Goal
Copy the listing below in full and skip every picture.

Supplied information
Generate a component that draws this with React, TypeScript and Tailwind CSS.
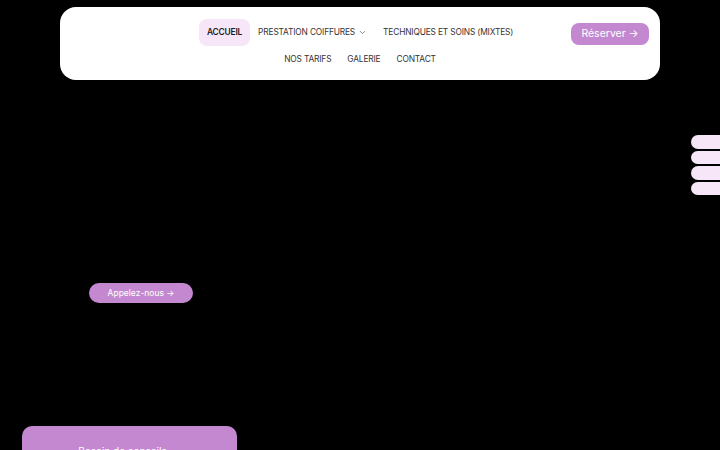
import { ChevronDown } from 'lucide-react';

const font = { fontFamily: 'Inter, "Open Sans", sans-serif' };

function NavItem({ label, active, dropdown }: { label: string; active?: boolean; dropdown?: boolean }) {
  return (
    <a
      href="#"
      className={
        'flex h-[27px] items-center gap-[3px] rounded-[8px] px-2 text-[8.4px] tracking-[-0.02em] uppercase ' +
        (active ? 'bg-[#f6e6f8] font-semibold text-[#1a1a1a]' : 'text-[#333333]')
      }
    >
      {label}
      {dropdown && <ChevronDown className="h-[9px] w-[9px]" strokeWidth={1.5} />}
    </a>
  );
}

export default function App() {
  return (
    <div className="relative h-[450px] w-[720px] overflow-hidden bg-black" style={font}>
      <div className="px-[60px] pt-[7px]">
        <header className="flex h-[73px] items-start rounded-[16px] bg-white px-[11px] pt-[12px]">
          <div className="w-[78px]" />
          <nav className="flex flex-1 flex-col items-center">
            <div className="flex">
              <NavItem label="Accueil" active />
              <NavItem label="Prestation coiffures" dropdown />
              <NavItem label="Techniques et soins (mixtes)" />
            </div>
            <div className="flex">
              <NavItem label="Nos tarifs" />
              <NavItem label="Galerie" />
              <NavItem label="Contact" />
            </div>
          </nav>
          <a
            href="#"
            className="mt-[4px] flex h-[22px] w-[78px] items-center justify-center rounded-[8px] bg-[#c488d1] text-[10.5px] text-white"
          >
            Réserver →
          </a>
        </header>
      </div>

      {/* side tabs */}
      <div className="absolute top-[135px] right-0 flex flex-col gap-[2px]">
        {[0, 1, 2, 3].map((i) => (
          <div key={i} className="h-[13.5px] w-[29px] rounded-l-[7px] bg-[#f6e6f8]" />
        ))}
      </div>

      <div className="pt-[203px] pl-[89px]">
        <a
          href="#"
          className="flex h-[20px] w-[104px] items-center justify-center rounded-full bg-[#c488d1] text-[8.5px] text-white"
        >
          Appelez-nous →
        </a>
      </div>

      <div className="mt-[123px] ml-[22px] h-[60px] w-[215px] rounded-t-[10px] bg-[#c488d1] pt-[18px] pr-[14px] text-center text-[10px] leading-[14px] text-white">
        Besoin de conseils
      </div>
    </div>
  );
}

Written answer
Generate a component that draws this with React, TypeScript and Tailwind CSS.
import { ChevronDown } from 'lucide-react';

const font = { fontFamily: 'Inter, "Open Sans", sans-serif' };

function NavItem({ label, active, dropdown }: { label: string; active?: boolean; dropdown?: boolean }) {
  return (
    <a
      href="#"
      className={
        'flex h-[27px] items-center gap-[3px] rounded-[8px] px-2 text-[8.4px] tracking-[-0.02em] uppercase ' +
        (active ? 'bg-[#f6e6f8] font-semibold text-[#1a1a1a]' : 'text-[#333333]')
      }
    >
      {label}
      {dropdown && <ChevronDown className="h-[9px] w-[9px]" strokeWidth={1.5} />}
    </a>
  );
}

export default function App() {
  return (
    <div className="relative h-[450px] w-[720px] overflow-hidden bg-black" style={font}>
      <div className="px-[60px] pt-[7px]">
        <header className="flex h-[73px] items-start rounded-[16px] bg-white px-[11px] pt-[12px]">
          <div className="w-[78px]" />
          <nav className="flex flex-1 flex-col items-center">
            <div className="flex">
              <NavItem label="Accueil" active />
              <NavItem label="Prestation coiffures" dropdown />
              <NavItem label="Techniques et soins (mixtes)" />
            </div>
            <div className="flex">
              <NavItem label="Nos tarifs" />
              <NavItem label="Galerie" />
              <NavItem label="Contact" />
            </div>
          </nav>
          <a
            href="#"
            className="mt-[4px] flex h-[22px] w-[78px] items-center justify-center rounded-[8px] bg-[#c488d1] text-[10.5px] text-white"
          >
            Réserver →
          </a>
        </header>
      </div>

      {/* side tabs */}
      <div className="absolute top-[135px] right-0 flex flex-col gap-[2px]">
        {[0, 1, 2, 3].map((i) => (
          <div key={i} className="h-[13.5px] w-[29px] rounded-l-[7px] bg-[#f6e6f8]" />
        ))}
      </div>

      <div className="pt-[203px] pl-[89px]">
        <a
          href="#"
          className="flex h-[20px] w-[104px] items-center justify-center rounded-full bg-[#c488d1] text-[8.5px] text-white"
        >
          Appelez-nous →
        </a>
      </div>

      <div className="mt-[123px] ml-[22px] h-[60px] w-[215px] rounded-t-[10px] bg-[#c488d1] pt-[18px] pr-[14px] text-center text-[10px] leading-[14px] text-white">
        Besoin de conseils
      </div>
    </div>
  );
}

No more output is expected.